Denis Manturov
Denis Manturov, Russia's minister of industry and trade, gestured during an interview with Reuters at a hotel in Bangkok, April 8, 2015. Reuters

Russia could sell aircraft and other military equipment to Thailand as part of increased trade cooperation between the two nations, Russian trade minister Denis Manturov said Wednesday. Western nations, including the United States, have been less willing to trade with Thailand since its current Prime Minister Prayuth Chan-ocha seized control of the nation in a military coup last May.

“We are feeling out the interest on the Thai side to purchase military equipment,” Manturov told Reuters. “Our friends from the Western part of the world are ignoring Thailand." The trade minister was part of Russian Prime Minister Dmitry Medvedev’s delegation to Thailand, the first of its kind in a quarter-century.

Russia also plans to increase its purchase of Thailand’s rubber in 2016 to four times what it plans to buy in 2015. Manturov said the 2016 figure could approach 80,000 tons of rubber, which state-owned defense firm Rostec would then use to make tires. Russia will deliver three Sukhoi Superjet passenger planes to Thailand by late next year or early 2017, he added.

Both Russia and China have increased their communication with Thailand since Western nations began to lessen their contact with Prayuth’s government. Thailand and China held a military summit this week at the same time that Medvedev and Manturov traveled to Bangkok.
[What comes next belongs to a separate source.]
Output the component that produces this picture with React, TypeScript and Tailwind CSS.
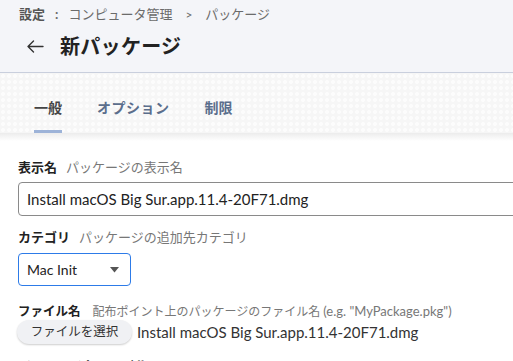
import React from "react";

const font = { fontFamily: 'Lato, "Noto Sans CJK JP", sans-serif' };

export default function App() {
  return (
    <div className="w-[513px] h-[361px] overflow-hidden bg-white" style={font}>
      <div className="h-[73px] bg-[#f4f5f9] border-b border-[#c9cfdd] pl-[19px] pt-[5px]">
        <div className="flex items-center h-[20px] text-[13px] text-[#6b6b6b]">
          <span className="font-bold text-[#555]">設定</span>
          <span className="ml-[10px] mr-[10px] font-bold">:</span>
          <span>コンピュータ管理</span>
          <span className="ml-[13px] mr-[13px] text-[12px]">&gt;</span>
          <span>パッケージ</span>
        </div>
        <div className="flex items-center h-[30px] mt-[6px] ml-[8px]">
          <svg width="17" height="13" viewBox="0 0 17 13" className="mr-[16px]">
            <path d="M1 6.5h15M1 6.5l5.5-5.5M1 6.5l5.5 5.5" stroke="#333" strokeWidth="1.4" fill="none" strokeLinecap="round" />
          </svg>
          <span className="text-[20px] font-bold text-[#222] tracking-[0.3px]">新パッケージ</span>
        </div>
      </div>
      <div className="relative h-[60px] bg-[#f6f6f6] bg-[radial-gradient(circle,#fcfcfc_1.8px,transparent_2.2px)] bg-[length:6px_6px] flex items-end pl-[34px] gap-[35px] text-[14px] font-bold text-[#5b6e8c]">
        <div className="flex flex-col items-center">
          <span className="text-[#444] leading-[20px] mb-[12px]">一般</span>
          <div className="h-[3px] w-[28px] bg-[#9db3d8]" />
        </div>
        <div className="flex flex-col items-center">
          <span className="leading-[20px] mb-[15px] tracking-[0.5px]">オプション</span>
        </div>
        <div className="flex flex-col items-center">
          <span className="leading-[20px] mb-[15px]">制限</span>
        </div>
      </div>
      <div className="h-[8px] bg-gradient-to-b from-[#ececec] to-white" />
      <div className="pl-[18px] pt-[17px]">
        <div className="flex items-baseline text-[13px] h-[18px]">
          <span className="font-bold text-[#222]">表示名</span>
          <span className="ml-[9px] text-[#777]">パッケージの表示名</span>
        </div>
        <div className="mt-[6px] h-[34px] w-[520px] border border-[#8a8a8a] rounded-[4px] flex items-center pl-[8px] text-[15px] text-[#222]">
          Install macOS Big Sur.app.11.4-20F71.dmg
        </div>
        <div className="mt-[12px] flex items-baseline text-[13px] h-[18px]">
          <span className="font-bold text-[#222]">カテゴリ</span>
          <span className="ml-[9px] text-[#777]">パッケージの追加先カテゴリ</span>
        </div>
        <div className="mt-[7px] h-[33px] w-[113px] border-[1.5px] border-[#2d7be8] rounded-[4px] flex items-center justify-between pl-[8px] pr-[11px] text-[14px] text-[#222]">
          <span>Mac Init</span>
          <svg width="9" height="6" viewBox="0 0 9 6">
            <path d="M0 0h9L4.5 5.5z" fill="#555" />
          </svg>
        </div>
        <div className="mt-[16px] flex items-baseline text-[13px] h-[18px]">
          <span className="font-bold text-[#222] text-[12.5px]">ファイル名</span>
          <span className="ml-[12px] text-[12px] text-[#777]">配布ポイント上のパッケージのファイル名</span>
          <span className="ml-[3px] text-[13px] text-[#777]">(e.g. "MyPackage.pkg")</span>
        </div>
        <div className="flex items-center -ml-[1px] mt-[0px]">
          <div className="h-[24px] w-[115px] rounded-full bg-[#f0f1f4] shadow-[0_1px_2px_rgba(0,0,0,0.2)] flex items-center justify-center text-[12.5px] text-[#333]">
            ファイルを選択
          </div>
          <span className="ml-[5px] text-[15px] text-[#333]">Install macOS Big Sur.app.11.4-20F71.dmg</span>
        </div>
        <div className="mt-[12px] text-[13px] font-bold text-[#222]">マニフェストファイル</div>
      </div>
    </div>
  );
}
Medvedev and Prayuth met Wednesday at Thailand’s Government House to discuss trade, tourism and the war against drug crime. The negotiations led to five signed agreements and Prayuth declared the two nations hope to increase bilateral trade to $10 billion by the end of 2016.
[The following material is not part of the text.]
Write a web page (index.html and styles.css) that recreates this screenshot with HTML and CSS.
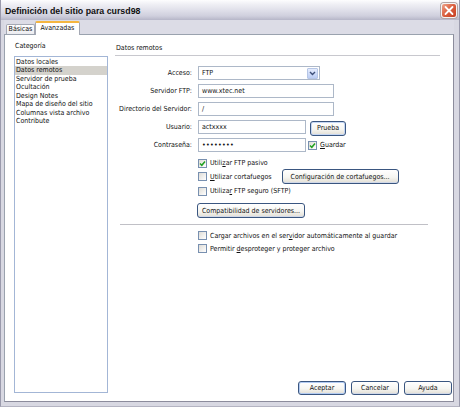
FILE: index.html
```html
<!DOCTYPE html>
<html lang="es">
<head>
<meta charset="utf-8">
<title>Definición del sitio para cursd98</title>
<link rel="stylesheet" href="styles.css">
</head>
<body>
<div class="window">
  <div class="titlebar">
    <span class="title">Definición del sitio para cursd98</span>
    <span class="close"><svg width="14" height="13" viewBox="0 0 14 13"><path d="M3.5 3 L10.5 10 M10.5 3 L3.5 10" stroke="#fff" stroke-width="1.8" stroke-linecap="round"/></svg></span>
  </div>
  <div class="client">
    <div class="tabs">
      <div class="tab">Básicas</div>
      <div class="tab active">Avanzadas</div>
    </div>
    <div class="panel">
      <div class="left">
        <div class="cat-label">Categoría</div>
        <ul class="listbox">
          <li>Datos locales</li>
          <li class="sel">Datos remotos</li>
          <li>Servidor de prueba</li>
          <li>Ocultación</li>
          <li>Design Notes</li>
          <li>Mapa de diseño del sitio</li>
          <li>Columnas vista archivo</li>
          <li>Contribute</li>
        </ul>
      </div>
      <div class="right">
        <div class="heading">Datos remotos</div>
        <div class="form">
          <div class="row first">
            <span class="lbl">Acceso:</span>
            <div class="select"><span class="val">FTP</span><span class="arrow"><svg width="7" height="5" viewBox="0 0 7 5"><path d="M1 1 L3.5 3.5 L6 1" fill="none" stroke="#3d4f78" stroke-width="1.4"/></svg></span></div>
          </div>
          <div class="row">
            <span class="lbl">Servidor FTP:</span>
            <div class="input wide">www.xtec.net</div>
          </div>
          <div class="row">
            <span class="lbl">Directorio del Servidor:</span>
            <div class="input wide">/</div>
          </div>
          <div class="row">
            <span class="lbl">Usuario:</span>
            <div class="input short">actxxxx</div>
            <div class="btn prueba">Prueba</div>
          </div>
          <div class="row">
            <span class="lbl">Contraseña:</span>
            <div class="input short pw">••••••••</div>
            <span class="cb guardar"><svg width="7" height="7" viewBox="0 0 7 7"><path d="M1 3.5 L2.8 5.3 L6 1.5" fill="none" stroke="#21a121" stroke-width="1.5"/></svg></span>
            <span class="cb-text"><u>G</u>uardar</span>
          </div>
        </div>
        <div class="opts">
          <div class="chk-row pasivo">
            <span class="cb"><svg width="7" height="7" viewBox="0 0 7 7"><path d="M1 3.5 L2.8 5.3 L6 1.5" fill="none" stroke="#21a121" stroke-width="1.5"/></svg></span>
            <span class="cb-text">Utili<u>z</u>ar FTP pasivo</span>
          </div>
          <div class="chk-row corta">
            <span class="cb"></span>
            <span class="cb-text"><u>U</u>tilizar cortafuegos</span>
            <div class="btn config">Configuración de cortafuegos...</div>
          </div>
          <div class="chk-row seguro">
            <span class="cb"></span>
            <span class="cb-text">Utiliza<u>r</u> FTP seguro (SFTP)</span>
          </div>
          <div class="btn compat">Compatibilidad de servidores...</div>
        </div>
        <div class="sep"></div>
        <div class="opts lower">
          <div class="chk-row cargar">
            <span class="cb"></span>
            <span class="cb-text">Cargar archivos en el ser<u>v</u>idor automáticamente al guardar</span>
          </div>
          <div class="chk-row permitir">
            <span class="cb"></span>
            <span class="cb-text">Permitir <u>d</u>esproteger y proteger archivo</span>
          </div>
        </div>
        <div class="buttons">
          <div class="btn default">Aceptar</div>
          <div class="btn">Cancelar</div>
          <div class="btn">Ayuda</div>
        </div>
      </div>
    </div>
  </div>
</div>
</body>
</html>
```
FILE: styles.css
```css
* {
  box-sizing: border-box;
  margin: 0;
  padding: 0;
}

html, body {
  width: 460px;
  height: 407px;
  overflow: hidden;
}

body {
  font-family: "DejaVu Sans Condensed", "DejaVu Sans", sans-serif;
  font-size: 7px;
  color: #111;
  background: #e4e4ea;
}

.window {
  width: 460px;
  height: 407px;
  display: flex;
  flex-direction: column;
  background: #d8d8e2;
  border-left: 1px solid #9a9aac;
  border-right: 1px solid #9a9aac;
  border-bottom: 1px solid #b4b4c2;
}

.titlebar {
  height: 20px;
  flex: none;
  display: flex;
  align-items: center;
  justify-content: space-between;
  padding: 0 2px 0 2px;
  background: linear-gradient(#fdfdfe 0%, #f0f0f5 20%, #e0e0ea 50%, #cfcfdd 80%, #b6b6c8 100%);
}

.title {
  font-family: "Liberation Sans", Arial, sans-serif;
  font-weight: bold;
  font-size: 8.8px;
  color: #101010;
  padding-left: 2px;
  padding-top: 1px;
}

.close {
  width: 16px;
  height: 15px;
  border-radius: 3px;
  border: 1px solid #f4f4f4;
  box-shadow: 0 0 0 1px #b4a4a4;
  background: linear-gradient(135deg, #eea58e 0%, #dc6444 45%, #c63c1e 100%);
  display: flex;
  align-items: center;
  justify-content: center;
  margin-top: 1px;
}

.close svg {
  display: block;
}

.client {
  flex: 1;
  display: flex;
  flex-direction: column;
  padding: 0 5px 4px 3px;
}

.tabs {
  height: 14px;
  flex: none;
  display: flex;
  align-items: flex-end;
  padding-left: 2px;
  background: #dcdce6;
}

.tab {
  height: 10px;
  width: 29px;
  border: 1px solid #a4a8b4;
  border-bottom: 0;
  border-radius: 2px 2px 0 0;
  background: linear-gradient(#ffffff, #ececf0);
  line-height: 9px;
  text-align: center;
}

.tab.active {
  width: 45px;
  height: 14px;
  margin-bottom: -1px;
  background: #fff;
  border-top: 2px solid #f5b640;
  line-height: 11px;
  position: relative;
  z-index: 1;
}

.panel {
  flex: 1;
  display: flex;
  gap: 7px;
  background: #fff;
  border: 1px solid #9aa2ae;
  border-right-color: #8c8c9c;
  border-bottom-color: #8c8c9c;
  padding: 7px 0 6px 9px;
}

.left {
  width: 94px;
  flex: none;
  display: flex;
  flex-direction: column;
}

.cat-label {
  height: 9px;
  line-height: 9px;
  padding-left: 1px;
  margin-bottom: 5px;
}

.listbox {
  flex: 1;
  list-style: none;
  border: 1px solid #a3b6d6;
  padding-top: 0.5px;
  margin-bottom: 2px;
}

.listbox li {
  height: 8.5px;
  line-height: 8.5px;
  padding-left: 1px;
  white-space: nowrap;
}

.listbox li.sel {
  background: #d4d2cc;
}

.right {
  width: 338px;
  flex: none;
  display: flex;
  flex-direction: column;
}

.heading {
  width: 325px;
  height: 14px;
  line-height: 9px;
  padding-top: 2px;
  padding-left: 1px;
  border-bottom: 1px solid #c8c8ce;
}

.row {
  height: 14px;
  display: flex;
  align-items: center;
  margin-top: 4px;
}

.row.first {
  margin-top: 10px;
}

.lbl {
  width: 77px;
  margin-right: 6px;
  text-align: right;
  white-space: nowrap;
}

.input, .select {
  height: 14px;
  border: 1px solid #adb8c8;
  background: #fff;
  padding-left: 3px;
  line-height: 12px;
  white-space: nowrap;
}

.select {
  width: 122px;
  display: flex;
  justify-content: space-between;
  align-items: center;
  padding-right: 1px;
}

.arrow {
  width: 11px;
  height: 11px;
  border: 1px solid #b6c6e6;
  border-radius: 1px;
  background: linear-gradient(#e4ecfd, #bccdf4);
  display: flex;
  align-items: center;
  justify-content: center;
}

.arrow svg {
  display: block;
}

.input.wide {
  width: 136px;
}

.input.short {
  width: 108px;
}

.input.pw {
  font-size: 7px;
  letter-spacing: 0.3px;
}

.btn {
  height: 15px;
  border: 1px solid #3a5680;
  border-radius: 3px;
  background: linear-gradient(#ffffff 0%, #f6f6f2 55%, #e2ded4 100%);
  box-shadow: inset 0 -1px 0 #d0d8e8;
  display: flex;
  align-items: center;
  justify-content: center;
  white-space: nowrap;
  flex: none;
}

.btn.prueba {
  width: 36px;
  margin-left: 4px;
  margin-top: 2px;
  box-shadow: inset 0 0 0 1px #c4d6f4;
}

.cb {
  width: 9px;
  height: 9px;
  flex: none;
  border: 1px solid #7890b0;
  background: linear-gradient(135deg, #dedcd6, #ffffff);
  display: flex;
  align-items: center;
  justify-content: center;
}

.cb svg {
  display: block;
}

.cb.guardar {
  margin-left: 2px;
}

.cb-text {
  margin-left: 3px;
  white-space: nowrap;
}

.opts {
  padding-left: 83px;
  display: flex;
  flex-direction: column;
}

.chk-row {
  display: flex;
  align-items: center;
  height: 10px;
}

.chk-row.pasivo {
  margin-top: 6px;
}

.chk-row.corta {
  height: 15px;
  margin-top: 1px;
}

.chk-row.seguro {
  margin-top: 2px;
}

.btn.config {
  width: 117px;
  margin-left: 10px;
}

.btn.compat {
  width: 108px;
  margin-top: 7px;
  margin-left: -1px;
}

.sep {
  width: 308px;
  height: 1px;
  margin-left: 5px;
  margin-top: 6px;
  background: #c0c0c6;
  flex: none;
}

.opts.lower .chk-row {
  height: 9px;
}

.chk-row.cargar {
  margin-top: 6px;
}

.chk-row.permitir {
  margin-top: 4px;
}

.buttons {
  margin-top: auto;
  display: flex;
  justify-content: flex-end;
  gap: 5px;
  padding-right: 1px;
}

.buttons .btn {
  width: 48px;
  height: 14px;
}

.btn.default {
  box-shadow: inset 0 0 0 1px #b2cbf2;
}
```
The U.S. State Department expressed concern in late March after Prayuth sarcastically remarked he would punish Thai journalists who contributed to “division” within the nation, the Associated Press reported. U.S. President Barack Obama’s administration placed a hold on $4.7 million in military aid to Thailand, citing tactics Prayuth’s regime has used to police the nation’s citizens.